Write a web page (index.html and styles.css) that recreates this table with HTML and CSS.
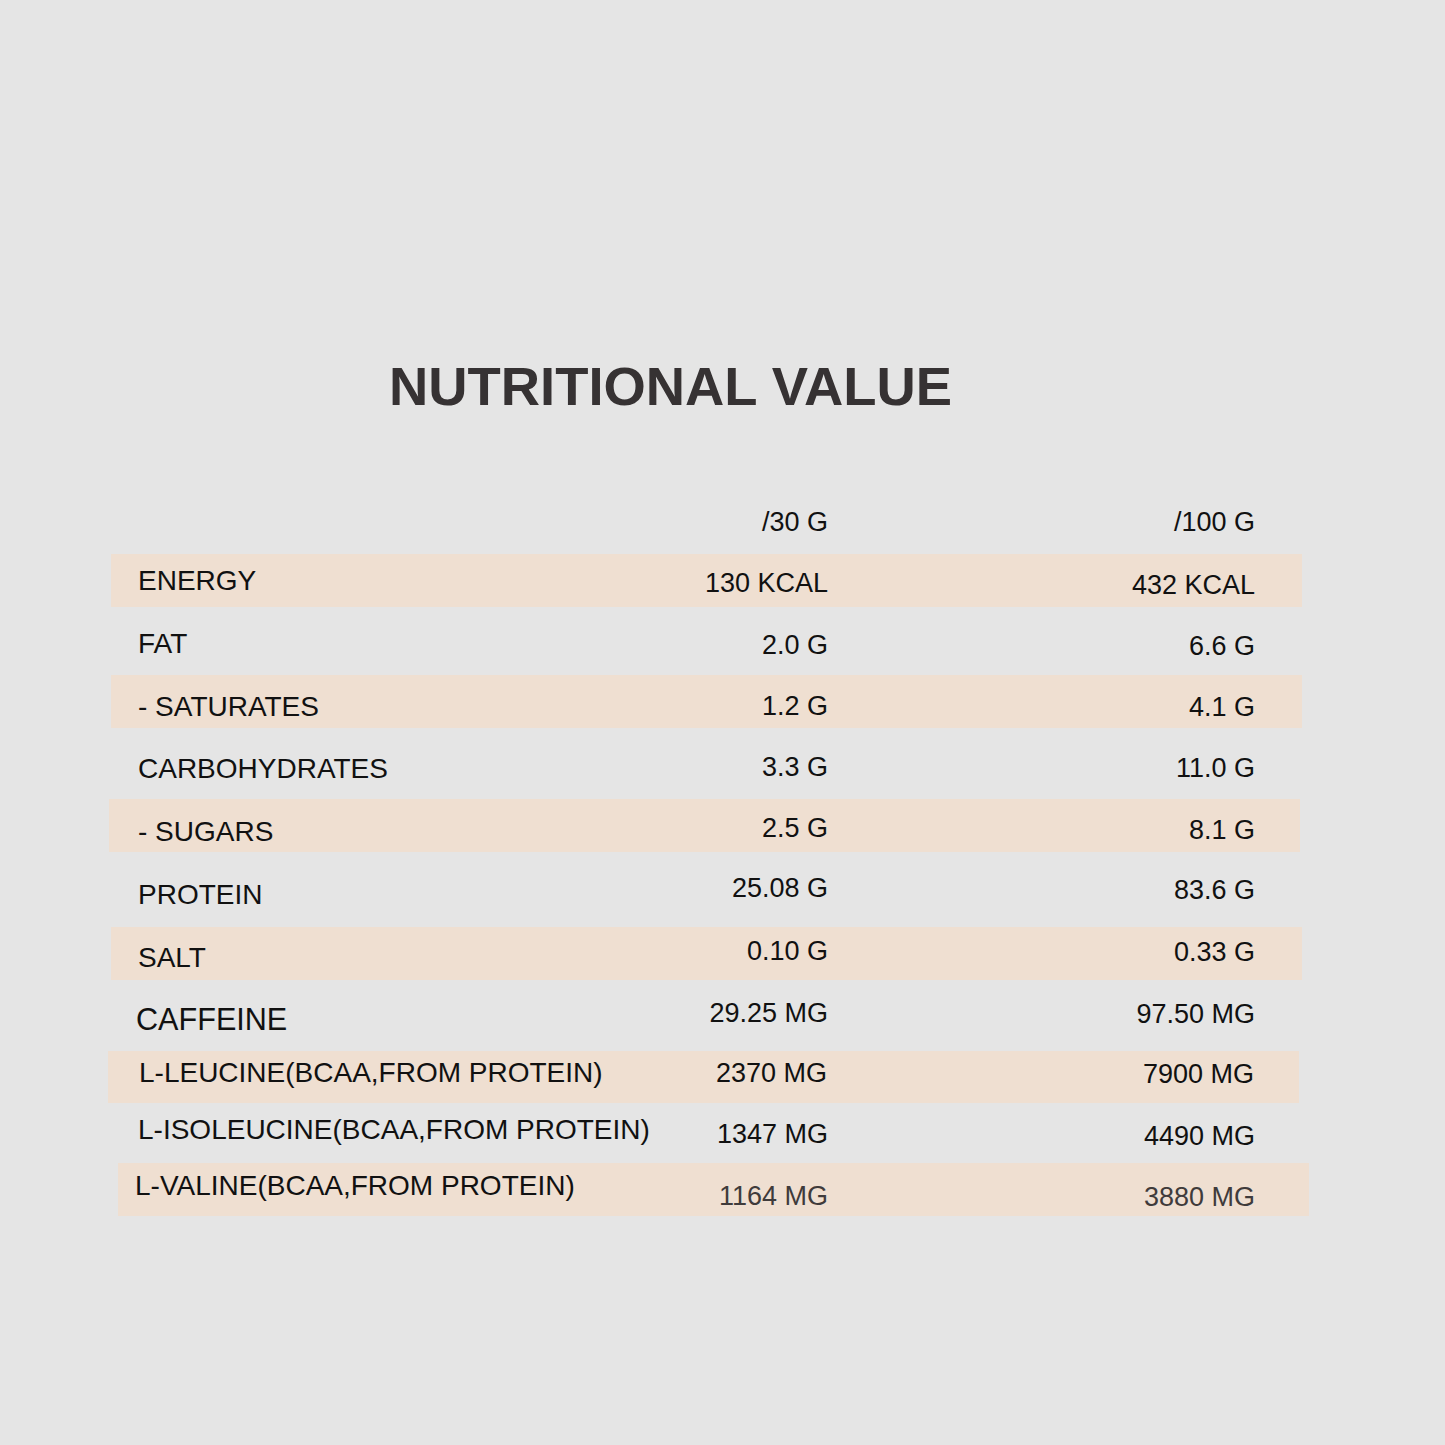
FILE: index.html
```html
<!DOCTYPE html>
<html lang="en">
<head>
<meta charset="utf-8">
<title>Nutritional Value</title>
<link rel="stylesheet" href="styles.css">
</head>
<body>
<main class="panel">
  <h1 class="title">NUTRITIONAL VALUE</h1>
  <div class="table">
    <div class="row h64">
      <span class="label"></span>
      <span class="val">/30 G</span>
      <span class="val">/100 G</span>
    </div>
    <div class="row stripe">
      <span class="label">ENERGY</span>
      <span class="val dn2">130 KCAL</span>
      <span class="val dn4">432 KCAL</span>
    </div>
    <div class="row h68">
      <span class="label dn3">FAT</span>
      <span class="val dn4">2.0 G</span>
      <span class="val dn5">6.6 G</span>
    </div>
    <div class="row stripe">
      <span class="label dn5">- SATURATES</span>
      <span class="val dn4">1.2 G</span>
      <span class="val dn5">4.1 G</span>
    </div>
    <div class="row h71">
      <span class="label dn5">CARBOHYDRATES</span>
      <span class="val dn3">3.3 G</span>
      <span class="val dn4">11.0 G</span>
    </div>
    <div class="row stripe row-sugars">
      <span class="label dn6">- SUGARS</span>
      <span class="val dn2">2.5 G</span>
      <span class="val dn4">8.1 G</span>
    </div>
    <div class="row h75">
      <span class="label dn5">PROTEIN</span>
      <span class="val up2">25.08 G</span>
      <span class="val">83.6 G</span>
    </div>
    <div class="row stripe">
      <span class="label dn4">SALT</span>
      <span class="val up3">0.10 G</span>
      <span class="val up2">0.33 G</span>
    </div>
    <div class="row h71 row-caffeine">
      <span class="label big dn3">CAFFEINE</span>
      <span class="val up3">29.25 MG</span>
      <span class="val up2">97.50 MG</span>
    </div>
    <div class="row stripe h52 row-leucine">
      <span class="label up4">L-LEUCINE(BCAA,FROM PROTEIN)</span>
      <span class="val up4">2370 MG</span>
      <span class="val up3">7900 MG</span>
    </div>
    <div class="row h60">
      <span class="label up3">L-ISOLEUCINE(BCAA,FROM PROTEIN)</span>
      <span class="val dn1">1347 MG</span>
      <span class="val dn3">4490 MG</span>
    </div>
    <div class="row stripe row-valine">
      <span class="label up4">L-VALINE(BCAA,FROM PROTEIN)</span>
      <span class="val soft dn6">1164 MG</span>
      <span class="val soft dn7">3880 MG</span>
    </div>
  </div>
</main>
</body>
</html>
```

FILE: styles.css
```css
html {
  background: #e5e5e5;
}

body {
  margin: 0;
  min-height: 1445px;
  background: #e5e5e5;
  font-family: "Liberation Sans", Arial, sans-serif;
  color: #111111;
}

.panel {
  padding-top: 360px;
}

.title {
  margin: 0 0 0 389px;
  font-size: 54.4px;
  line-height: 54px;
  font-weight: 700;
  color: #363233;
  letter-spacing: 0;
}

.table {
  margin-top: 76px;
  display: flex;
  flex-direction: column;
}

.row {
  display: grid;
  grid-template-columns: 1fr 168px 427px;
  align-items: center;
  box-sizing: border-box;
  width: 1191px;
  height: 53px;
  margin-left: 111px;
  padding: 0 47px 0 27px;
  white-space: nowrap;
}

.stripe {
  background: #efdfd1;
}

.h52 { height: 52px; }
.h60 { height: 60px; }
.h64 { height: 64px; }
.h68 { height: 68px; }
.h71 { height: 71px; }
.h75 { height: 75px; }

.row-sugars {
  margin-left: 109px;
  padding-left: 29px;
  padding-right: 45px;
}

.row-caffeine {
  padding-left: 25px;
}

.row-leucine {
  margin-left: 108px;
  padding-left: 31px;
  padding-right: 45px;
}

.row-valine {
  margin-left: 118px;
  padding-left: 17px;
  padding-right: 54px;
}

.label {
  font-size: 28px;
  line-height: 32px;
}

.label.big {
  font-size: 30.6px;
}

.val {
  font-size: 27px;
  line-height: 32px;
  text-align: right;
}

.val.soft {
  color: #3f3b3b;
}

/* small vertical nudges to follow the original artwork */
.dn1 { padding-top: 2px; }
.dn2 { padding-top: 4px; }
.dn3 { padding-top: 6px; }
.dn4 { padding-top: 8px; }
.dn5 { padding-top: 10px; }
.dn6 { padding-top: 12px; }
.dn7 { padding-top: 14px; }
.up2 { padding-bottom: 4px; }
.up3 { padding-bottom: 6px; }
.up4 { padding-bottom: 8px; }
```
☆ ☆ ☆ ☆
* **WRITTEN INSTRUCTION**
Copy all the lines of data exactly as they appear, dropping any images.

* **RESULT BELOW**
Write a web page (index.html and styles.css) that recreates this table with HTML and CSS.
FILE: index.html
```html
<!DOCTYPE html>
<html lang="en">
<head>
<meta charset="utf-8">
<title>Nutritional Value</title>
<link rel="stylesheet" href="styles.css">
</head>
<body>
<main class="panel">
  <h1 class="title">NUTRITIONAL VALUE</h1>
  <div class="table">
    <div class="row h64">
      <span class="label"></span>
      <span class="val">/30 G</span>
      <span class="val">/100 G</span>
    </div>
    <div class="row stripe">
      <span class="label">ENERGY</span>
      <span class="val dn2">130 KCAL</span>
      <span class="val dn4">432 KCAL</span>
    </div>
    <div class="row h68">
      <span class="label dn3">FAT</span>
      <span class="val dn4">2.0 G</span>
      <span class="val dn5">6.6 G</span>
    </div>
    <div class="row stripe">
      <span class="label dn5">- SATURATES</span>
      <span class="val dn4">1.2 G</span>
      <span class="val dn5">4.1 G</span>
    </div>
    <div class="row h71">
      <span class="label dn5">CARBOHYDRATES</span>
      <span class="val dn3">3.3 G</span>
      <span class="val dn4">11.0 G</span>
    </div>
    <div class="row stripe row-sugars">
      <span class="label dn6">- SUGARS</span>
      <span class="val dn2">2.5 G</span>
      <span class="val dn4">8.1 G</span>
    </div>
    <div class="row h75">
      <span class="label dn5">PROTEIN</span>
      <span class="val up2">25.08 G</span>
      <span class="val">83.6 G</span>
    </div>
    <div class="row stripe">
      <span class="label dn4">SALT</span>
      <span class="val up3">0.10 G</span>
      <span class="val up2">0.33 G</span>
    </div>
    <div class="row h71 row-caffeine">
      <span class="label big dn3">CAFFEINE</span>
      <span class="val up3">29.25 MG</span>
      <span class="val up2">97.50 MG</span>
    </div>
    <div class="row stripe h52 row-leucine">
      <span class="label up4">L-LEUCINE(BCAA,FROM PROTEIN)</span>
      <span class="val up4">2370 MG</span>
      <span class="val up3">7900 MG</span>
    </div>
    <div class="row h60">
      <span class="label up3">L-ISOLEUCINE(BCAA,FROM PROTEIN)</span>
      <span class="val dn1">1347 MG</span>
      <span class="val dn3">4490 MG</span>
    </div>
    <div class="row stripe row-valine">
      <span class="label up4">L-VALINE(BCAA,FROM PROTEIN)</span>
      <span class="val soft dn6">1164 MG</span>
      <span class="val soft dn7">3880 MG</span>
    </div>
  </div>
</main>
</body>
</html>
```

FILE: styles.css
```css
html {
  background: #e5e5e5;
}

body {
  margin: 0;
  min-height: 1445px;
  background: #e5e5e5;
  font-family: "Liberation Sans", Arial, sans-serif;
  color: #111111;
}

.panel {
  padding-top: 360px;
}

.title {
  margin: 0 0 0 389px;
  font-size: 54.4px;
  line-height: 54px;
  font-weight: 700;
  color: #363233;
  letter-spacing: 0;
}

.table {
  margin-top: 76px;
  display: flex;
  flex-direction: column;
}

.row {
  display: grid;
  grid-template-columns: 1fr 168px 427px;
  align-items: center;
  box-sizing: border-box;
  width: 1191px;
  height: 53px;
  margin-left: 111px;
  padding: 0 47px 0 27px;
  white-space: nowrap;
}

.stripe {
  background: #efdfd1;
}

.h52 { height: 52px; }
.h60 { height: 60px; }
.h64 { height: 64px; }
.h68 { height: 68px; }
.h71 { height: 71px; }
.h75 { height: 75px; }

.row-sugars {
  margin-left: 109px;
  padding-left: 29px;
  padding-right: 45px;
}

.row-caffeine {
  padding-left: 25px;
}

.row-leucine {
  margin-left: 108px;
  padding-left: 31px;
  padding-right: 45px;
}

.row-valine {
  margin-left: 118px;
  padding-left: 17px;
  padding-right: 54px;
}

.label {
  font-size: 28px;
  line-height: 32px;
}

.label.big {
  font-size: 30.6px;
}

.val {
  font-size: 27px;
  line-height: 32px;
  text-align: right;
}

.val.soft {
  color: #3f3b3b;
}

/* small vertical nudges to follow the original artwork */
.dn1 { padding-top: 2px; }
.dn2 { padding-top: 4px; }
.dn3 { padding-top: 6px; }
.dn4 { padding-top: 8px; }
.dn5 { padding-top: 10px; }
.dn6 { padding-top: 12px; }
.dn7 { padding-top: 14px; }
.up2 { padding-bottom: 4px; }
.up3 { padding-bottom: 6px; }
.up4 { padding-bottom: 8px; }
```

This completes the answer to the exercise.